- [GIVEN REQUEST]: Read the data and repeat all of it exactly.

## Begin

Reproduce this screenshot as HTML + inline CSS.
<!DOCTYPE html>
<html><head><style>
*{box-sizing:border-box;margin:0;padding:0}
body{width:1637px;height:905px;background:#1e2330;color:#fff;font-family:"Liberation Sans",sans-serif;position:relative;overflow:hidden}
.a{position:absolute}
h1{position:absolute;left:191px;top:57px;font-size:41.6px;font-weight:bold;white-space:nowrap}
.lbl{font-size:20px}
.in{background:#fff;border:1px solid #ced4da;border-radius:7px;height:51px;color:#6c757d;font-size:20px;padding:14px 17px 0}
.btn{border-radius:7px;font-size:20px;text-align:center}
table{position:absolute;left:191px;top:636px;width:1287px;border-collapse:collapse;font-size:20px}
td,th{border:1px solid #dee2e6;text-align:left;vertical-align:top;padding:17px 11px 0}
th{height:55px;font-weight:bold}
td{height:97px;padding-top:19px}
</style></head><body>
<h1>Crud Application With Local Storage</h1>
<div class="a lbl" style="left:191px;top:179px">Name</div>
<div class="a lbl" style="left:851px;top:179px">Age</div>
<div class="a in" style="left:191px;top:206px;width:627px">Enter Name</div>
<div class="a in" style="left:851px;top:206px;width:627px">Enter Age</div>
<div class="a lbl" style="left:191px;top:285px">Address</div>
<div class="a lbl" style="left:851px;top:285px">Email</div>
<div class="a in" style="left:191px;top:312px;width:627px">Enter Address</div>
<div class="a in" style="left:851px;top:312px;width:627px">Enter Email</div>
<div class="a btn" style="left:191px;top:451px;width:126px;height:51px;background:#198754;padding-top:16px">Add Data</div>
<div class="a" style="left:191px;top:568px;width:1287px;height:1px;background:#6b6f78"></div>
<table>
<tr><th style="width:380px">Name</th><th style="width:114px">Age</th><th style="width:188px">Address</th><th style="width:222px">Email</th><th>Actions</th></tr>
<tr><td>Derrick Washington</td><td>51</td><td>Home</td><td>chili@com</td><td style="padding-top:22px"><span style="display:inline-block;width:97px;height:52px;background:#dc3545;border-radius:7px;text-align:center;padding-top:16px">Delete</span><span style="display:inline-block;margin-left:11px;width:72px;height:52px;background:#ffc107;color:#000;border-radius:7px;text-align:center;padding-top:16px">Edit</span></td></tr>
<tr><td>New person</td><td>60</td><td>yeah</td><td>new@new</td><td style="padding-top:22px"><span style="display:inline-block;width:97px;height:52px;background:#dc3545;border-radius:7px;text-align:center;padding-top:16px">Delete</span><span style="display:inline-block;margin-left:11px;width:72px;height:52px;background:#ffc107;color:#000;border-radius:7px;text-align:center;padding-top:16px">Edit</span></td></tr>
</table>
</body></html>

## End

- [RESPONSE FOR THIS EXERCISE]:
Reproduce this screenshot as HTML + inline CSS.
<!DOCTYPE html>
<html><head><style>
*{box-sizing:border-box;margin:0;padding:0}
body{width:1637px;height:905px;background:#1e2330;color:#fff;font-family:"Liberation Sans",sans-serif;position:relative;overflow:hidden}
.a{position:absolute}
h1{position:absolute;left:191px;top:57px;font-size:41.6px;font-weight:bold;white-space:nowrap}
.lbl{font-size:20px}
.in{background:#fff;border:1px solid #ced4da;border-radius:7px;height:51px;color:#6c757d;font-size:20px;padding:14px 17px 0}
.btn{border-radius:7px;font-size:20px;text-align:center}
table{position:absolute;left:191px;top:636px;width:1287px;border-collapse:collapse;font-size:20px}
td,th{border:1px solid #dee2e6;text-align:left;vertical-align:top;padding:17px 11px 0}
th{height:55px;font-weight:bold}
td{height:97px;padding-top:19px}
</style></head><body>
<h1>Crud Application With Local Storage</h1>
<div class="a lbl" style="left:191px;top:179px">Name</div>
<div class="a lbl" style="left:851px;top:179px">Age</div>
<div class="a in" style="left:191px;top:206px;width:627px">Enter Name</div>
<div class="a in" style="left:851px;top:206px;width:627px">Enter Age</div>
<div class="a lbl" style="left:191px;top:285px">Address</div>
<div class="a lbl" style="left:851px;top:285px">Email</div>
<div class="a in" style="left:191px;top:312px;width:627px">Enter Address</div>
<div class="a in" style="left:851px;top:312px;width:627px">Enter Email</div>
<div class="a btn" style="left:191px;top:451px;width:126px;height:51px;background:#198754;padding-top:16px">Add Data</div>
<div class="a" style="left:191px;top:568px;width:1287px;height:1px;background:#6b6f78"></div>
<table>
<tr><th style="width:380px">Name</th><th style="width:114px">Age</th><th style="width:188px">Address</th><th style="width:222px">Email</th><th>Actions</th></tr>
<tr><td>Derrick Washington</td><td>51</td><td>Home</td><td>chili@com</td><td style="padding-top:22px"><span style="display:inline-block;width:97px;height:52px;background:#dc3545;border-radius:7px;text-align:center;padding-top:16px">Delete</span><span style="display:inline-block;margin-left:11px;width:72px;height:52px;background:#ffc107;color:#000;border-radius:7px;text-align:center;padding-top:16px">Edit</span></td></tr>
<tr><td>New person</td><td>60</td><td>yeah</td><td>new@new</td><td style="padding-top:22px"><span style="display:inline-block;width:97px;height:52px;background:#dc3545;border-radius:7px;text-align:center;padding-top:16px">Delete</span><span style="display:inline-block;margin-left:11px;width:72px;height:52px;background:#ffc107;color:#000;border-radius:7px;text-align:center;padding-top:16px">Edit</span></td></tr>
</table>
</body></html>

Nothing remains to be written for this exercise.